Some of the ISA students and staff, along with several of our Moroccan friends, spent a couple of weeks collecting donations for a donation trip to a small village in the mountains called Bouqashmir.   Each student contributed and we collected as much money as we could to purchase blankets for the village (It’s COLD up there!  Especially at night).  We also brought along clothing, school supplies, soccer balls, and the University contributed a whole set of computers.  The trip was unfortunately postponed several times but that just made everyone even more excited when it came to the actual event.  The bus ride up to the mountains was full of music, drumming, karaoke, and dancing people – not to mention someone’s pet dog going up and down the aisle too.  Everyone was happy when we finally arrived and we were almost immediately met by the director of the  school in the village.

The director and head of the village showed us the town, which basically consisted of a couple of buildings for a school and another for a restaurant, with some other buildings half-constructed on the other side, explaining that they were trying to build housing for the students who have to travel far from their family homes each day (we’re talking severely rural here).   We then got to spend some time with the students themselves, visiting each class, sitting with the kids, and explaining what we were doing there.

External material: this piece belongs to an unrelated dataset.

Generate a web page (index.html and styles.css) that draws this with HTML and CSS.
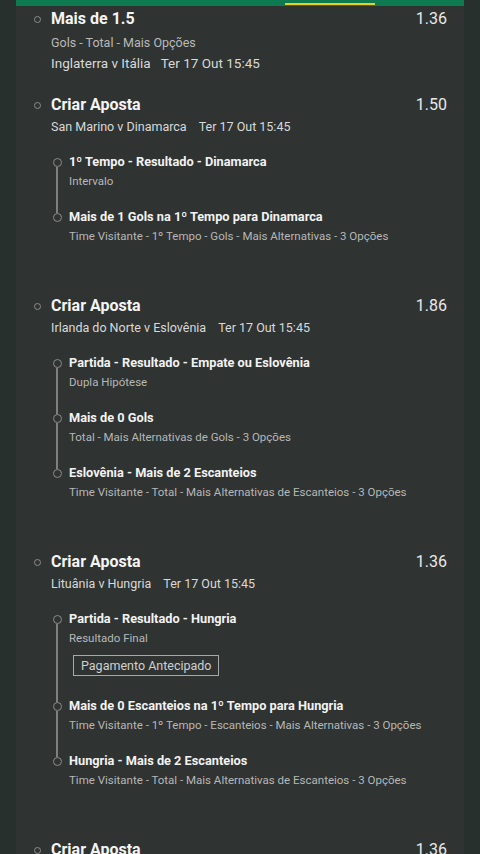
FILE: index.html
```html
<!DOCTYPE html>
<html>
<head>
    <title>Minhas Apostas</title>
    <link rel="stylesheet" href="styles.css">
</head>
<body>
    <div class="card">
        <div class="tabbar"><span class="tab-active"></span></div>

        <div class="group single">
            <div class="leg">
                <span class="dot"></span>
                <div class="leg-body">
                    <div class="leg-top">
                        <span class="leg-title">Mais de 1.5</span>
                        <span class="odds">1.36</span>
                    </div>
                    <div class="market">Gols - Total - Mais Opções</div>
                    <div class="meta">Inglaterra v Itália<span class="date">Ter 17 Out 15:45</span></div>
                </div>
            </div>
        </div>

        <div class="group">
            <div class="leg">
                <span class="dot"></span>
                <div class="leg-body">
                    <div class="leg-top">
                        <span class="leg-title">Criar Aposta</span>
                        <span class="odds">1.50</span>
                    </div>
                    <div class="meta">San Marino v Dinamarca<span class="date">Ter 17 Out 15:45</span></div>
                </div>
            </div>
            <ul class="subs">
                <li class="sub">
                    <div class="rail"><span class="seg"></span><span class="ring"></span><span class="seg grow"></span></div>
                    <div class="sub-body">
                        <div class="sub-title">1º Tempo - Resultado - Dinamarca</div>
                        <div class="sub-desc">Intervalo</div>
                    </div>
                </li>
                <li class="sub">
                    <div class="rail"><span class="seg"></span><span class="ring"></span><span class="seg grow"></span></div>
                    <div class="sub-body">
                        <div class="sub-title">Mais de 1 Gols na 1º Tempo para Dinamarca</div>
                        <div class="sub-desc">Time Visitante - 1º Tempo - Gols - Mais Alternativas - 3 Opções</div>
                    </div>
                </li>
            </ul>
        </div>

        <div class="group">
            <div class="leg">
                <span class="dot"></span>
                <div class="leg-body">
                    <div class="leg-top">
                        <span class="leg-title">Criar Aposta</span>
                        <span class="odds">1.86</span>
                    </div>
                    <div class="meta">Irlanda do Norte v Eslovênia<span class="date">Ter 17 Out 15:45</span></div>
                </div>
            </div>
            <ul class="subs">
                <li class="sub">
                    <div class="rail"><span class="seg"></span><span class="ring"></span><span class="seg grow"></span></div>
                    <div class="sub-body">
                        <div class="sub-title">Partida - Resultado - Empate ou Eslovênia</div>
                        <div class="sub-desc">Dupla Hipótese</div>
                    </div>
                </li>
                <li class="sub">
                    <div class="rail"><span class="seg"></span><span class="ring"></span><span class="seg grow"></span></div>
                    <div class="sub-body">
                        <div class="sub-title">Mais de 0 Gols</div>
                        <div class="sub-desc">Total - Mais Alternativas de Gols - 3 Opções</div>
                    </div>
                </li>
                <li class="sub">
                    <div class="rail"><span class="seg"></span><span class="ring"></span><span class="seg grow"></span></div>
                    <div class="sub-body">
                        <div class="sub-title">Eslovênia - Mais de 2 Escanteios</div>
                        <div class="sub-desc">Time Visitante - Total - Mais Alternativas de Escanteios - 3 Opções</div>
                    </div>
                </li>
            </ul>
        </div>

        <div class="group">
            <div class="leg">
                <span class="dot"></span>
                <div class="leg-body">
                    <div class="leg-top">
                        <span class="leg-title">Criar Aposta</span>
                        <span class="odds">1.36</span>
                    </div>
                    <div class="meta">Lituânia v Hungria<span class="date">Ter 17 Out 15:45</span></div>
                </div>
            </div>
            <ul class="subs">
                <li class="sub">
                    <div class="rail"><span class="seg"></span><span class="ring"></span><span class="seg grow"></span></div>
                    <div class="sub-body">
                        <div class="sub-title">Partida - Resultado - Hungria</div>
                        <div class="sub-desc">Resultado Final</div>
                        <span class="badge">Pagamento Antecipado</span>
                    </div>
                </li>
                <li class="sub">
                    <div class="rail"><span class="seg"></span><span class="ring"></span><span class="seg grow"></span></div>
                    <div class="sub-body">
                        <div class="sub-title">Mais de 0 Escanteios na 1º Tempo para Hungria</div>
                        <div class="sub-desc">Time Visitante - 1º Tempo - Escanteios - Mais Alternativas - 3 Opções</div>
                    </div>
                </li>
                <li class="sub">
                    <div class="rail"><span class="seg"></span><span class="ring"></span><span class="seg grow"></span></div>
                    <div class="sub-body">
                        <div class="sub-title">Hungria - Mais de 2 Escanteios</div>
                        <div class="sub-desc">Time Visitante - Total - Mais Alternativas de Escanteios - 3 Opções</div>
                    </div>
                </li>
            </ul>
        </div>

        <div class="group">
            <div class="leg">
                <span class="dot"></span>
                <div class="leg-body">
                    <div class="leg-top">
                        <span class="leg-title">Criar Aposta</span>
                        <span class="odds">1.36</span>
                    </div>
                </div>
            </div>
        </div>
    </div>
</body>
</html>
```

FILE: styles.css
```css
html, body {
    margin: 0;
    height: 100%;
    overflow: hidden;
}
body {
    background: #27302d;
    font-family: Roboto, "Liberation Sans", sans-serif;
    color: #f1f1f1;
}
.card {
    margin: 0 16px;
    min-height: 100%;
    background: #2f3331;
}
.tabbar {
    height: 6px;
    background: #0d7a4f;
    display: flex;
    align-items: flex-end;
    padding-left: 269px;
}
.tab-active {
    width: 90px;
    height: 2px;
    margin-bottom: 1px;
    background: #e6d21c;
}

/* bet groups */
.group {
    padding-bottom: 31px;
}
.group.single {
    padding-top: 1px;
    padding-bottom: 20px;
}
.leg {
    display: flex;
    padding: 0 17px 0 14px;
}
.dot {
    flex: none;
    width: 5px;
    height: 5px;
    margin: 9px 10px 0 4px;
    border: 1px solid #8d8d8d;
    border-radius: 50%;
}
.leg-body {
    flex: 1;
}
.leg-top {
    display: flex;
    justify-content: space-between;
    align-items: baseline;
    line-height: 24px;
}
.leg-title {
    font-size: 16px;
    font-weight: 700;
    color: #f4f4f4;
}
.odds {
    font-size: 16px;
    color: #e9e9e9;
}
.market {
    margin-top: 2px;
    font-size: 12.5px;
    line-height: 20px;
    color: #b9b9b9;
}
.meta {
    font-size: 12.5px;
    line-height: 20px;
    color: #d9d9d9;
}
.date {
    margin-left: 12px;
}
.single .meta {
    font-size: 13.5px;
}
.single .date {
    margin-left: 10px;
}

/* bet builder selections */
.subs {
    list-style: none;
    margin: 16px 0 0;
    padding: 0 0 0 34px;
}
.sub {
    display: flex;
}
.rail {
    flex: none;
    width: 14px;
    display: flex;
    flex-direction: column;
    align-items: center;
}
.seg {
    width: 2px;
    height: 5px;
    background: #7f7f7f;
}
.seg.grow {
    flex: 1;
}
.sub:first-child .seg:first-child,
.sub:last-child .seg.grow {
    background: transparent;
}
.ring {
    flex: none;
    box-sizing: border-box;
    width: 9px;
    height: 9px;
    border: 1.5px solid #8d8d8d;
    border-radius: 50%;
}
.sub-body {
    flex: 1;
    padding: 0 0 18px 5px;
}
.sub-title {
    font-size: 12.75px;
    font-weight: 700;
    line-height: 18px;
    color: #f2f2f2;
}
.sub-desc {
    margin-top: 1px;
    font-size: 11.5px;
    line-height: 18px;
    color: #b7b7b7;
}
.badge {
    display: inline-block;
    margin: 8px 0 3px 4px;
    padding: 0 7px;
    border: 1px solid #a8a8a8;
    font-size: 12.5px;
    line-height: 19px;
    color: #d0d0d0;
}
```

Afterwards, we all helped unload the donations we had brought, creating a big pile of materials that covered almost a whole wall of the restaurant before having a sort of gifting ceremony.   Each ISA and Moroccan UMI student ceremoniously gave a blanket to one of the children from the village.  The rest were left for the director and other village officials to distribute to those most in need.   We also gave a couple of soccer balls to the boys and crayons to the younger girls.  We ended up with one extra box of crayons and realized this young girl had been too shy to come forward.  With some persuasion and a gentle hand, the director guided her up to accept her gift.

With many smiles and much celebration, we all took pictures before leaving the village.   It was a rewarding experience for all and a day that will certainly be remembered by everyone involved.